A firm builds muscle. Designs cadence. Develops conviction. Then tries to sell strategic advisory to a client who only wants tax compliance and minimal interaction.
The problem isn’t pricing.
It’s targeting.
Not every client is advisory-ready. And firms that scale advisory successfully understand something early:
They filter first.
The Myth: “My Clients Just Don’t Want Advisory”
When advisory traction slows, it’s common to conclude:
“My market won’t pay for this.”
“They only care about tax savings.”
“Small business owners don’t think strategically.”
Sometimes that’s true.
More often, the firm is trying to convert the wrong segment of its book.
Advisory is not for every client.
It is for clients at inflection points.
The Signals Are Already in Your Data
Advisory-ready clients leave clues.
You already hold the raw material:
- Tax returns
- Income statements
- Cash flow patterns
- Balance sheet structure
- Ownership distributions
- Hiring trends
- Entity complexity
The question is whether you’re looking at those documents as compliance artifacts — or as strategic signals.
Advisory clients typically surface through patterns, not persuasion.
Read: The First 5 Seconds: Why Your Firm Wins (or Loses) Before You Even Speak
Financial Signals vs Behavioral Signals
To make this practical, here’s a simple signal framework you can apply during your next review:
Financial Signal
Behavioral Signal
Advisory Conversation
Rising revenue, flat profit
“I’m working harder but making less.”
Margin & capacity analysis
High cash volatility
“I never know if I can afford a new hire.”
Cash flow forecasting
Debt or equity shifts
“I’m thinking about buying my building.”
Capital strategy & ROI modeling
Rapid payroll growth
“We’re adding people quickly.”
Hiring pace & runway modeling
Large one-time tax events
“This year surprised me.”
Forward tax strategy & scenario planning
This is the difference between noise and signal.
A flat profit line in isolation is data.
A flat profit line alongside hiring pressure and margin compression is advisory opportunity.
When you start reading tax returns and income statements through this lens, advisory-ready clients become obvious.
Behavioral Patterns Matter Just as Much
Not all advisory signals are financial.
Some clients reveal readiness through behavior:
- They ask forward-looking questions.
- They seek your opinion before signing contracts.
- They share business goals unprompted.
- They express uncertainty openly.
- They request projections — not just explanations.
They don’t only ask, “What do I owe?”
They ask, “What should I do?”
That question is the clearest advisory signal of all.
Clients Who Are Not Ready (And That’s Okay)
Equally important is recognizing who is not aligned:
- Lifestyle businesses with no growth ambition.
- Owners who resist data transparency.
- Highly price-sensitive clients focused solely on minimizing fees.
- Accounts that engage once per year and disappear.
Trying to force advisory into these relationships drains energy and lowers confidence.
Filtering protects focus.
Advisory scales through alignment — not persuasion.
Related: Why Advisory Programs Stall After Year One — And What Sustainable Firms Design Differently
Turning Signals Into a Structured Client Profile
High-performing advisory firms do not rely on memory or instinct.
They define internal criteria.
For example:
- Revenue growth above a defined threshold.
- Margin volatility beyond a set percentage.
- Increasing owner draws with tightening liquidity.
- Multi-owner structures with equity complexity.
- Hiring acceleration beyond capacity benchmarks.
When these indicators appear, the firm proactively schedules a strategy conversation.
Advisory becomes a response to observable signals — not a sales pitch.
That shift changes tone completely.
Why Manual Filtering Doesn’t Scale
At a small scale, a partner can skim returns and “spot” opportunity.
At scale, that becomes impossible.
No one has time to manually hunt through dozens — or hundreds — of PDFs looking for advisory triggers.
This is where modern client experience systems create leverage.
Platforms like CountingWorks PRO, supported by tools such as MAX, can aggregate tax return data, income statement trends, and intake form insights into structured client profiles.

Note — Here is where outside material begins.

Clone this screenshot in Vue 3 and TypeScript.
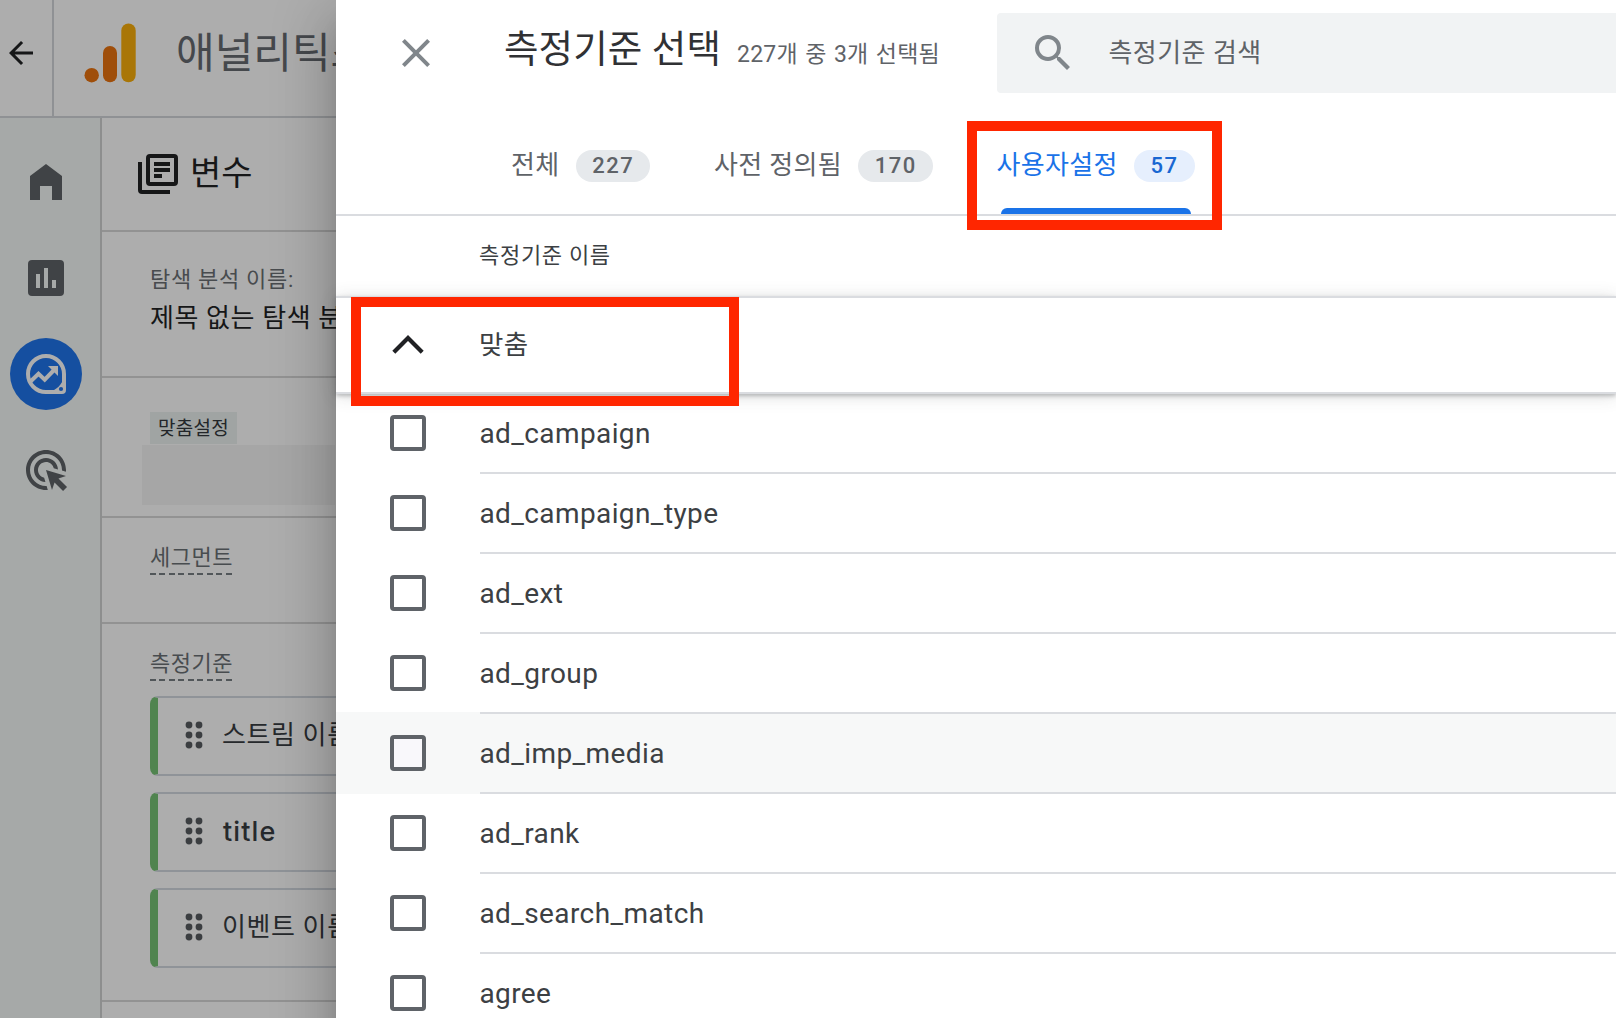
<script setup lang="ts">
interface Tab {
  label: string
  count: number
  active?: boolean
}

interface Dimension {
  name: string
  hovered?: boolean
}

const tabs: Tab[] = [
  { label: '전체', count: 227 },
  { label: '사전 정의됨', count: 170 },
  { label: '사용자설정', count: 57, active: true },
]

const dimensions: Dimension[] = [
  { name: 'ad_campaign' },
  { name: 'ad_campaign_type' },
  { name: 'ad_ext' },
  { name: 'ad_group' },
  { name: 'ad_imp_media', hovered: true },
  { name: 'ad_rank' },
  { name: 'ad_search_match' },
  { name: 'agree' },
]

const selected: string[] = ['스트림 이름', 'title', '이벤트 이름']
const dots: number[] = [4, 14, 24]
</script>

<template>
  <div class="screen">
    <div class="backdrop">
      <header class="topbar">
        <div class="back">
          <svg width="36" height="36" viewBox="0 0 24 24" fill="#161718">
            <path d="M20 11H7.83l5.59-5.59L12 4l-8 8 8 8 1.41-1.41L7.83 13H20v-2z" />
          </svg>
        </div>
        <svg class="logo" width="54" height="60" viewBox="0 0 54 60">
          <circle cx="7.7" cy="52.2" r="7.2" fill="#9f4e0a" />
          <rect x="19" y="23" width="14" height="36.3" rx="7" fill="#9f4e0a" />
          <rect x="37.3" y="0.5" width="14.4" height="58.8" rx="7.2" fill="#a97607" />
        </svg>
        <span class="product">애널리틱스</span>
      </header>

      <div class="body">
        <nav class="rail">
          <svg class="rail-home" width="32" height="36" viewBox="0 0 32 36" fill="#404346">
            <path d="M16 0 32 12V36H22V22H10V36H0V12z" />
          </svg>
          <svg class="rail-chart" width="36" height="36" viewBox="0 0 36 36">
            <rect width="36" height="36" rx="4" fill="#404346" />
            <path d="M8 14h4v14H8zM16 8h4v20h-4zM24 20h4v8h-4z" fill="#a6a9a8" />
          </svg>
          <span class="rail-active">
            <svg width="40" height="40" viewBox="0 0 40 40">
              <path
                d="M20 2a18 18 0 0 0 0 36h16a2 2 0 0 0 2-2V20A18 18 0 0 0 20 2z"
                fill="none"
                stroke="#adadad"
                stroke-width="4"
              />
              <path d="M38 22v16H22C30 37 37 30 38 22z" fill="#adadad" />
              <circle cx="35" cy="35" r="2.1" fill="#154fa0" />
              <path d="M4.5 27.5 12.5 19.8l6.2 5.8L29 15" fill="none" stroke="#adadad" stroke-width="4" />
              <path d="M22 12h10v10z" fill="#adadad" />
            </svg>
          </span>
          <svg class="rail-ads" width="48" height="48" viewBox="0 0 24 24" fill="#404346">
            <path
              d="M11.71 17.99C8.53 17.84 6 15.22 6 12c0-3.31 2.69-6 6-6 3.22 0 5.84 2.53 5.99 5.71l-2.1-.63C15.48 9.31 13.89 8 12 8c-2.21 0-4 1.79-4 4 0 1.89 1.31 3.48 3.08 3.89l.63 2.1zM22 12c0 .3-.01.6-.04.9l-1.97-.59c.01-.1.01-.21.01-.31 0-4.42-3.58-8-8-8s-8 3.58-8 8 3.58 8 8 8c.1 0 .21 0 .31-.01l.59 1.97c-.3.03-.6.04-.9.04-5.52 0-10-4.48-10-10S6.48 2 12 2s10 4.48 10 10zm-3.77 4.26L22 15l-10-3 3 10 1.26-3.77 4.27 4.27 1.98-1.98-4.28-4.26z"
            />
          </svg>
        </nav>

        <aside class="variables">
          <div class="section heading">
            <svg width="40" height="40" viewBox="0 0 40 40" fill="none" stroke="#161718" stroke-width="4">
              <rect x="10" y="2" width="28" height="28" rx="2" />
              <path d="M2 8v28a2 2 0 0 0 2 2h28M16 10h16M16 16h16M16 22h8" />
            </svg>
            <span>변수</span>
          </div>
          <div class="section name">
            <div class="caption">탐색 분석 이름:</div>
            <div class="value">제목 없는 탐색 분석</div>
          </div>
          <div class="section range">
            <span class="chip">맞춤설정</span>
            <div class="masked"></div>
          </div>
          <div class="section segment">
            <span class="dashed">세그먼트</span>
          </div>
          <div class="section dims">
            <span class="dashed">측정기준</span>
            <div v-for="item in selected" :key="item" class="pill">
              <svg width="18" height="28" viewBox="0 0 18 28" fill="#3b3e41">
                <template v-for="y in dots" :key="y">
                  <circle cx="4" :cy="y" r="3.4" />
                  <circle cx="14" :cy="y" r="3.4" />
                </template>
              </svg>
              <span :class="{ latin: item === 'title' }">{{ item }}</span>
            </div>
          </div>
        </aside>
      </div>
    </div>

    <main class="panel">
      <header class="panel-head">
        <svg class="close" width="48" height="48" viewBox="0 0 24 24" fill="#80868b">
          <path d="M19 6.41 17.59 5 12 10.59 6.41 5 5 6.41 10.59 12 5 17.59 6.41 19 12 13.41 17.59 19 19 17.59 13.41 12z" />
        </svg>
        <div class="title">
          <h1>측정기준 선택</h1>
          <span>227개 중 3개 선택됨</span>
        </div>
        <div class="search">
          <svg width="48" height="48" viewBox="0 0 24 24" fill="#80868b">
            <path
              d="M15.5 14h-.79l-.28-.27A6.471 6.471 0 0 0 16 9.5 6.5 6.5 0 1 0 9.5 16c1.61 0 3.09-.59 4.23-1.57l.27.28v.79l5 4.99L20.49 19l-4.99-5zm-6 0C7.01 14 5 11.99 5 9.5S7.01 5 9.5 5 14 7.01 14 9.5 11.99 14 9.5 14z"
            />
          </svg>
          <span>측정기준 검색</span>
        </div>
      </header>

      <nav class="tabs">
        <div v-for="tab in tabs" :key="tab.label" class="tab" :class="{ active: tab.active }">
          <span class="tab-label">{{ tab.label }}</span>
          <span class="count">{{ tab.count }}</span>
        </div>
      </nav>

      <div class="column-head">측정기준 이름</div>

      <div class="group">
        <svg width="32" height="20" viewBox="0 0 32 20">
          <path d="M1.8 17.2 16 3l14.2 14.2" fill="none" stroke="#202124" stroke-width="4.2" />
        </svg>
        <span>맞춤</span>
      </div>

      <div v-for="d in dimensions" :key="d.name" class="row" :class="{ hovered: d.hovered }">
        <span class="check"><i class="box"></i></span>
        <span class="label">{{ d.name }}</span>
      </div>
    </main>

    <div class="mark mark-tab"></div>
    <div class="mark mark-group"></div>
  </div>
</template>

<style>
html,
body {
  margin: 0;
  overflow: hidden;
}
</style>

<style scoped>
.screen {
  position: relative;
  display: flex;
  width: 1616px;
  height: 1018px;
  overflow: hidden;
  background: #adadad;
  font-family: Roboto, 'Noto Sans CJK KR', sans-serif;
  color: #3c4043;
  white-space: nowrap;
}
.screen * {
  box-sizing: border-box;
}
svg {
  display: block;
  flex: none;
}

/* Dimmed application behind the panel */
.backdrop {
  flex: none;
  width: 336px;
  height: 1018px;
  overflow: hidden;
}
.topbar {
  display: flex;
  height: 118px;
  border-bottom: 2px solid #8f9194;
}
.back {
  flex: none;
  width: 54px;
  padding: 35px 0 0 3px;
  border-right: 2px solid #8f9194;
}
.logo {
  margin: 23px 0 0 30px;
}
.product {
  margin: 24px 0 0 38px;
  font-size: 42px;
  line-height: 60px;
  color: #45484c;
}
.body {
  display: flex;
  height: 900px;
}
.rail {
  flex: none;
  display: flex;
  flex-direction: column;
  width: 102px;
  border-right: 2px solid #8d8e8e;
  background: #a6a9a8;
}
.rail-home {
  margin: 46px 0 0 30px;
}
.rail-chart {
  margin: 60px 0 0 28px;
}
.rail-active {
  width: 72px;
  height: 72px;
  margin: 42px 0 0 10px;
  padding: 16px;
  border-radius: 50%;
  background: #154fa0;
}
.rail-ads {
  margin: 36px 0 0 22px;
}
.variables {
  flex: none;
  width: 500px;
}
.section {
  padding-left: 48px;
  border-bottom: 2px solid #929292;
}
.heading {
  display: flex;
  height: 114px;
  padding: 36px 0 0 36px;
  font-size: 34px;
  line-height: 40px;
  color: #161718;
}
.heading span {
  margin: -1px 0 0 12px;
}
.name {
  height: 146px;
  padding-top: 32px;
  letter-spacing: 0.6px;
}
.caption {
  font-size: 22px;
  line-height: 32px;
  letter-spacing: 0.7px;
  color: #484b4e;
}
.value {
  margin-top: 3px;
  font-size: 26px;
  line-height: 38px;
  color: #161718;
}
.range {
  height: 140px;
  padding-top: 34px;
}
.chip {
  display: block;
  width: 87px;
  height: 32px;
  padding-left: 8px;
  background: #a0a4a3;
  font-size: 19px;
  line-height: 34px;
  letter-spacing: 0.3px;
  color: #232629;
}
.masked {
  width: 193px;
  height: 60px;
  margin: 1px 0 0 -8px;
  background: #a6a6a6;
}
.segment {
  height: 106px;
  padding-top: 25px;
}
.dashed {
  display: block;
  width: 82px;
  height: 32px;
  font-size: 22px;
  line-height: 29px;
  letter-spacing: 0.5px;
  color: #484c4f;
  background: repeating-linear-gradient(90deg, #515659 0 6px, transparent 6px 9.5px) 0 100% / 100% 2px no-repeat;
}
.dims {
  height: 378px;
  padding-top: 25px;
}
.pill {
  display: flex;
  align-items: center;
  height: 80px;
  margin-top: 16px;
  padding: 0 0 2px 27px;
  border: 2px solid #8f9398;
  border-left: 8px solid #50844f;
  border-radius: 8px;
  font-size: 26px;
  line-height: 36px;
  letter-spacing: 0.6px;
  color: #26292c;
}
.pill span {
  margin-left: 19px;
}
.pill .latin {
  margin: 2px 0 0 20px;
  font-family: Inter, Roboto, sans-serif;
  font-size: 27px;
  font-weight: 500;
  letter-spacing: 1.1px;
}
.dashed + .pill {
  margin-top: 15px;
}

/* Dimension picker */
.panel {
  position: relative;
  flex: none;
  width: 1280px;
  height: 1200px;
  background: #fff;
  box-shadow:
    0 16px 20px -10px rgba(0, 0, 0, 0.2),
    0 32px 48px 4px rgba(0, 0, 0, 0.14),
    0 12px 60px 10px rgba(0, 0, 0, 0.12);
}
.panel-head {
  display: flex;
  height: 118px;
}
.close {
  margin: 29px 0 0 55.5px;
}
.title {
  display: flex;
  flex: none;
  align-items: baseline;
  width: 493px;
  height: 48px;
  margin: 25px 0 0 64.5px;
}
h1 {
  margin: 0;
  font-size: 37.5px;
  font-weight: 400;
  line-height: 48px;
  letter-spacing: 0.1px;
  color: #303134;
}
.title span {
  margin: 1px 0 0 16px;
  align-self: flex-start;
  font-size: 23px;
  line-height: 58px;
  letter-spacing: 0.2px;
  word-spacing: 1.5px;
  color: #5f6368;
}
.search {
  display: flex;
  flex: 1;
  height: 80px;
  margin-top: 13px;
  padding: 16px 0 0 31.5px;
  border-radius: 4px 0 0 4px;
  background: #f1f3f4;
  font-size: 26px;
  line-height: 48px;
  letter-spacing: 0.45px;
  color: #5f6368;
}
.search span {
  margin-left: 32px;
}
.tabs {
  display: flex;
  gap: 64px;
  height: 98px;
  padding-left: 175px;
  border-bottom: 2px solid #dadce0;
}
.tab {
  position: relative;
  display: flex;
  align-items: center;
  height: 96px;
  font-size: 26px;
  letter-spacing: 0.3px;
  color: #5f6368;
}
.tab-label {
  line-height: 36px;
  margin-bottom: 2px;
}
.count {
  height: 32px;
  margin-left: 16.3px;
  padding: 0 15.8px 0 16.5px;
  border-radius: 16px;
  background: #e6e9ec;
  font-size: 22px;
  font-weight: 500;
  line-height: 32px;
  letter-spacing: 1.5px;
}
.active {
  color: #1a73e8;
}
.active .count {
  padding-right: 16.4px;
  background: #e6effd;
  color: #1967d2;
}
.active::after {
  content: '';
  position: absolute;
  right: 4px;
  bottom: 0;
  left: 4px;
  height: 6px;
  border-radius: 6px 6px 0 0;
  background: #1a73e8;
}
.column-head {
  height: 80px;
  padding-left: 143px;
  font-size: 22px;
  line-height: 79px;
  letter-spacing: 0.7px;
}
.group {
  position: relative;
  display: flex;
  align-items: center;
  height: 98px;
  padding-left: 56px;
  border: solid #dadce0;
  border-width: 2px 0;
  background: #fff;
  box-shadow:
    0 2px 4px rgba(60, 64, 67, 0.3),
    0 2px 16px rgba(60, 64, 67, 0.18);
  font-size: 26.5px;
  line-height: 40px;
}
.group span {
  margin: 0 0 1px 55px;
  letter-spacing: 0.4px;
}
.row {
  display: flex;
  height: 80px;
}
.check {
  flex: none;
  display: flex;
  align-items: center;
  width: 144px;
  padding: 2px 0 0 54px;
}
.box {
  width: 36px;
  height: 36px;
  border: 4px solid #5f6368;
  border-radius: 4px;
}
.label {
  flex: 1;
  border-top: 2px solid #dadce0;
  font-size: 28px;
  line-height: 80px;
  letter-spacing: 0.4px;
  text-indent: -0.6px;
}
.group + .row {
  height: 78px;
}
.group + .row .check {
  padding-top: 0;
}
.group + .row .label {
  border-top: 0;
}
.hovered {
  background: #f7f8f8;
  box-shadow: 0 2px 0 #f7f8f8;
}
.hovered .box {
  background: #f9f8fb;
}

/* Highlight frames */
.mark {
  position: absolute;
  border: 10px solid #ff2600;
}
.mark-tab {
  top: 121px;
  left: 967px;
  width: 255px;
  height: 109px;
}
.mark-group {
  top: 297px;
  left: 351px;
  width: 388px;
  height: 109px;
}
</style>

Instead of relying on memory, the system surfaces patterns — flagging margin compression, revenue inflection points, capital shifts, or tax anomalies automatically.
The heavy lifting happens in the background.
The partner doesn’t hunt for opportunity.
The system highlights it.
That turns advisory outreach from reactive to intentional.
Why Filtering Improves Conversion and Retention
When you approach clients already experiencing growth pressure, margin instability, or capital decisions, the advisory conversation feels natural.
You’re not “selling” anything.
You’re responding to what is already happening.
Conversion improves because alignment already exists.
Scope clarity improves because the problem is visible.
Retention improves because you become embedded in decision-making cycles — not just filing cycles.
And embedded relationships are durable relationships.
Advisory Is Not for Everyone — and That’s the Point
Scaling advisory does not require upgrading your entire book.
It requires elevating the right segment.
When you combine:
- Clear levels of influence,
- Firm-wide advisory muscle,
- Structured quarterly cadence,
- And intentional client filtering,
Advisory stops feeling forced.
It becomes systematic.
And systematic influence is sustainable influence.
Because advisory doesn’t scale through volume.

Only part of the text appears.